Evening Lecture/Seminar

Wednesday, April 8, 2020 - 6:45 p.m. to 8:15 p.m. ET
Code: 1J0034
Location:
S. Dillon Ripley Center
1100 Jefferson Dr SW
Metro: Smithsonian (Mall exit)
Select your Tickets
$30
Member
$40
Non-Member

From popular television shows and true-crime podcasts to real-life cases, forensic science has long captured our interest and imagination. Given the wide representations of the field in entertainment and news—and the potential to mix fact and fiction—it’s often hard to know what forensic professionals actually do. (Are they all intrepid crime-solvers with complicated personal lives?)

Victor Weedn, a leading expert on forensic science, offers a comprehensive introduction to the fascinating history of forensic science and its basic methods, current controversies, and future.

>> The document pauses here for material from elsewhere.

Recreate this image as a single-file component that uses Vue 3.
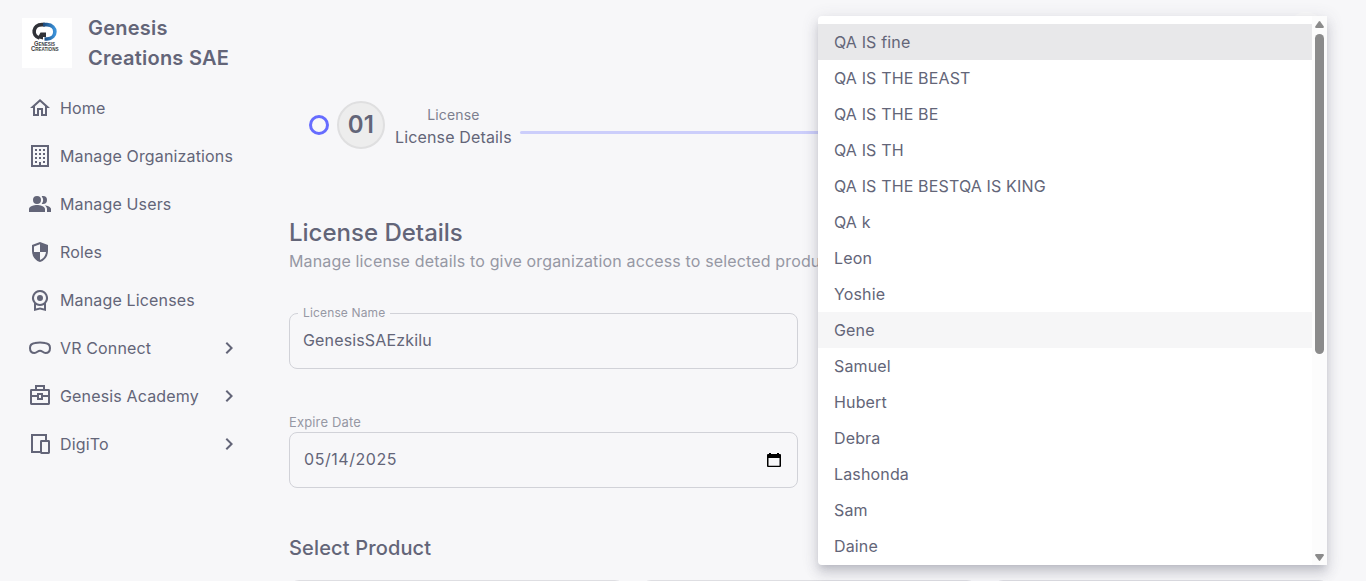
<script setup>
const nav = [
  { label: 'Home', icon: 'home' },
  { label: 'Manage Organizations', icon: 'building' },
  { label: 'Manage Users', icon: 'users' },
  { label: 'Roles', icon: 'shield' },
  { label: 'Manage Licenses', icon: 'award' },
  { label: 'VR Connect', icon: 'vr', more: true },
  { label: 'Genesis Academy', icon: 'case', more: true },
  { label: 'DigiTo', icon: 'devices', more: true },
]
const paths = {
  home: 'M12 5.69L17 10.19V18H15V12H9V18H7V10.19L12 5.69M12 3L2 12H5V20H11V14H13V20H19V12H22L12 3Z',
  building: 'M3 1H21V23H3ZM5 3V21H11V18H13V21H19V3ZM7 5H9V7H7ZM11 5H13V7H11ZM15 5H17V7H15ZM7 9H9V11H7ZM11 9H13V11H11ZM15 9H17V11H15ZM7 13H9V15H7ZM11 13H13V15H11ZM15 13H17V15H15ZM7 17H9V19H7ZM15 17H17V19H15Z',
  users: 'M16.67 13.13C18.04 14.06 19 15.32 19 17V20H23V17C23 14.82 19.43 13.53 16.67 13.13ZM15 12A4 4 0 0 0 15 4C14.53 4 14.09 4.1 13.67 4.24A6 6 0 0 1 13.67 11.76C14.09 11.9 14.53 12 15 12ZM9 4A4 4 0 1 0 9 12A4 4 0 1 0 9 4ZM9 13C6.33 13 1 14.34 1 17V20H17V17C17 14.34 11.67 13 9 13Z',
  shield: 'M12 2L4 5V11.09C4 16.14 7.41 20.85 12 22C16.59 20.85 20 16.14 20 11.09V5ZM12 4.15V12H18C17.6 15.6 15.2 18.9 12 19.93V12H6V6.4Z',
  award: 'M12 2A8 8 0 0 0 6 15.3V23L12 21.6L18 23V15.3A8 8 0 0 0 12 2ZM12 4A6 6 0 1 1 12 16A6 6 0 1 1 12 4ZM12 7A3 3 0 1 0 12 13A3 3 0 1 0 12 7ZM8 16.9A8 8 0 0 0 16 16.9V20.4L12 19.4L8 20.4Z',
}
const options = ['QA IS fine', 'QA IS THE BEAST', 'QA IS THE BE', 'QA IS TH', 'QA IS THE BESTQA IS KING', 'QA k', 'Leon', 'Yoshie', 'Gene', 'Samuel', 'Hubert', 'Debra', 'Lashonda', 'Sam', 'Daine']
</script>

<template>
  <div class="page">
    <aside>
      <div class="brand">
        <svg class="logo" viewBox="0 0 50 50">
          <defs><linearGradient id="blue"><stop offset="0" stop-color="#1b487b" /><stop offset="1" stop-color="#3b91d8" /></linearGradient></defs>
          <rect width="50" height="50" fill="#fff" />
          <path d="M23 6.6H20C10.5 6.6 9.5 18 17.5 20" fill="none" stroke="#303238" stroke-width="3.6" />
          <path d="M18.5 14.5H24V19H21V21.5L15.5 20Z" fill="#303238" />
          <path d="M21 6.6H25C35.5 7 35.5 20.5 25 21H22.5" fill="none" stroke="url(#blue)" stroke-width="3.6" />
          <text x="12" y="28" textLength="21" lengthAdjust="spacingAndGlyphs">G<tspan>ENESIS</tspan></text>
          <text x="9" y="33" textLength="27.5" lengthAdjust="spacingAndGlyphs">C<tspan>REATIONS</tspan></text>
        </svg>
        <div class="name">Genesis Creations SAE</div>
      </div>
      <nav>
        <div v-for="n in nav" :key="n.label" class="item">
          <svg class="icon" viewBox="0 0 24 24">
            <path v-if="paths[n.icon]" :d="paths[n.icon]" fill="currentColor" fill-rule="evenodd" />
            <g v-else fill="none" stroke="currentColor" stroke-width="2">
              <path v-if="n.icon === 'vr'" d="M7 7Q12 6.2 17 7C20.5 7.4 22 9.3 22 12C22 15 20.5 17 17.5 17C15 17 14.3 14.7 12 14.7S9 17 6.5 17C3.5 17 2 15 2 12C2 9.3 3.5 7.4 7 7Z" />
              <template v-if="n.icon === 'case'"><rect x="3" y="6" width="18" height="14" rx=".4" /><path d="M8 6V2H16V6M3 12H10M14 12H21M10 10H14V15H10Z" /></template>
              <template v-if="n.icon === 'devices'"><path d="M12 20H4V3H18V9" /><rect x="13" y="9" width="8" height="12" rx=".4" /></template>
            </g>
          </svg>
          <span>{{ n.label }}</span>
          <svg v-if="n.more" class="chev" viewBox="0 0 24 24"><path d="M8.59 16.58L13.17 12L8.59 7.41L10 6L16 12L10 18L8.59 16.58Z" fill="currentColor" /></svg>
        </div>
      </nav>
    </aside>
    <main>
      <div class="stepper">
        <i class="dot"></i>
        <b class="num">01</b>
        <div class="step"><span>License</span><p>License Details</p></div>
        <i class="line"></i>
      </div>
      <h1>License Details</h1>
      <p class="sub">Manage license details to give organization access to selected products</p>
      <fieldset class="field named"><legend>License Name</legend><span>GenesisSAEzkilu</span></fieldset>
      <label>Expire Date</label>
      <div class="field date">
        <span>05/14/2025</span>
        <svg viewBox="0 0 14 15"><path d="M2 0H4V1H10V0H12V1H13Q14 1 14 2V13Q14 14 13 14H1Q0 14 0 13V2Q0 1 1 1H2ZM1.5 5V12.7H12.5V5Z" fill-rule="evenodd" /></svg>
      </div>
      <h2>Select Product</h2>
      <div class="cards"><i></i><i></i><i></i></div>
    </main>
    <i class="fab"></i>
    <div class="menu">
      <ul><li v-for="(o, i) in options" :key="i" :class="{ selected: i === 0, hover: i === 8 }">{{ o }}</li></ul>
      <div class="scroll">
        <svg viewBox="0 0 9 7"><path d="M3.8.5Q4.5-.3 5.2.5L8.8 5.5Q9 7 8 7H1Q0 7 .2 5.5Z" /></svg>
        <i></i>
        <svg class="down" viewBox="0 0 9 7"><path d="M3.8.5Q4.5-.3 5.2.5L8.8 5.5Q9 7 8 7H1Q0 7 .2 5.5Z" /></svg>
      </div>
    </div>
  </div>
</template>

<style>
body { overflow: hidden; background: #f7f7f9; }
</style>
<style scoped>
* { box-sizing: border-box; }
.page { position: relative; display: flex; width: 1366px; height: 581px; overflow: hidden; background: #f7f7f9; color: #636578; font: 400 16px/24px Inter, sans-serif; letter-spacing: .15px; }
p, h1, h2, ul { margin: 0; padding: 0; }
aside { width: 260px; flex: none; padding-top: 13px; }
.brand { display: flex; padding-left: 22px; gap: 16px; height: 71px; }
.logo { width: 50px; height: 50px; margin-top: 5px; }
.logo text { font: 700 6.4px "Liberation Sans", sans-serif; letter-spacing: 0; fill: #3a3c42; }
.logo tspan { font-size: 5px; }
.name { width: 150px; font-weight: 600; font-size: 20px; line-height: 30px; letter-spacing: .24px; }
.item { display: flex; align-items: center; height: 48px; padding-left: 28px; gap: 8px; padding-right: 19px; }
.icon { width: 24px; height: 24px; flex: none; }
.chev { width: 24px; height: 24px; margin-left: auto; }
main { padding: 101px 0 0 29px; width: 1050px; flex: none; }
.stepper { display: flex; align-items: center; height: 48px; }
.dot { width: 20px; height: 20px; border: 3px solid #666cff; border-radius: 50%; margin: 0 8px 0 20px; }
.num { width: 48px; height: 48px; border: 2px solid #dfdfe0; border-radius: 50%; background: #ededed; font-size: 24px; font-weight: 600; line-height: 44px; text-align: center; }
.step { margin: 0 8px 0 10px; text-align: center; padding-top: 1px; line-height: 22px; }
.step span { font-size: 14px; color: #7d7f8f; display: block; }
.line { flex: 1; height: 3px; border-radius: 3px; background: #cccefb; margin-top: 15px; }
h1 { margin-top: 68px; font-size: 24px; line-height: 32px; font-weight: 500; letter-spacing: 0; }
.sub { line-height: 26px; margin-top: -1px; color: #9698a4; white-space: nowrap; }
.field { width: 509px; height: 56px; border: 1px solid #d1d2d8; border-radius: 8px; }
.named { height: 62px; margin: 33px 0 0; padding: 0 13px; }
legend { margin-left: -5px; padding: 0 5px; font-size: 12px; line-height: 12px; color: #9698a4; }
.named span { display: block; margin-top: 9px; }
label { display: block; margin-top: 44px; font-size: 13px; line-height: 19px; color: #9698a4; }
.date { display: flex; align-items: center; padding: 0 16px 0 14px; justify-content: space-between; }
.date span { letter-spacing: .55px; margin-top: -2px; }
.date svg { width: 14px; height: 15px; }
h2 { margin-top: 44px; font-size: 20px; line-height: 32px; font-weight: 500; }
.cards { display: flex; gap: 16px; margin-top: 16px; }
.cards i { width: 336px; height: 90px; border: 1px solid #dedee2; border-radius: 10px; flex: none; }
.fab { position: absolute; left: 1287px; top: 12px; width: 38px; height: 38px; border-radius: 50%; background: #fafafa; }
.menu { position: absolute; left: 818px; top: 16px; width: 509px; height: 549px; display: flex; overflow: hidden; background: #fff; border-radius: 4px 0 0 4px; box-shadow: 0 5px 6px -3px rgba(76,78,100,.2), 0 3px 16px 2px rgba(76,78,100,.12), 0 9px 12px 1px rgba(76,78,100,.14); }
ul { flex: 1; padding-top: 8px; list-style: none; }
li { height: 36px; line-height: 36px; padding-left: 16px; }
.selected { background: #e8e8ea; }
.hover { background: #f6f6f7; }
.scroll { width: 15px; background: #fcfcfc; display: flex; flex-direction: column; align-items: center; padding: 5px 0 4px; }
.scroll svg { width: 9px; height: 7px; fill: #8b8b8b; flex: none; }
.scroll i { width: 9px; height: 320px; margin-top: 6px; border-radius: 5px; background: #8b8b8b; }
.scroll .down { margin-top: auto; transform: rotate(180deg); }
</style>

Weedn traces the development of forensic medicine, forensic toxicology, and the first crime labs. He identifies the key figures who helped professionalize the field, and how it has been changed by fingerprint examination, chemistry and DNA instrumentation, and digital databases, as well as the attention drawn to it by the wildly popular “CSI” crime-show franchise. 

He examines the controversies and debates in the field today, dealing with forensic fraud, hair analysis errors, bite-mark analysis, and misleading statements by forensic expert witnesses. Weedn also looks at what the field is doing right, and how it continues to evolve, improve, and grow in influence.

Weedn is a forensic pathologist, attorney, and professor at George Washington University, where he teaches courses in forensic pathology, medicolegal death investigation, and criminal law.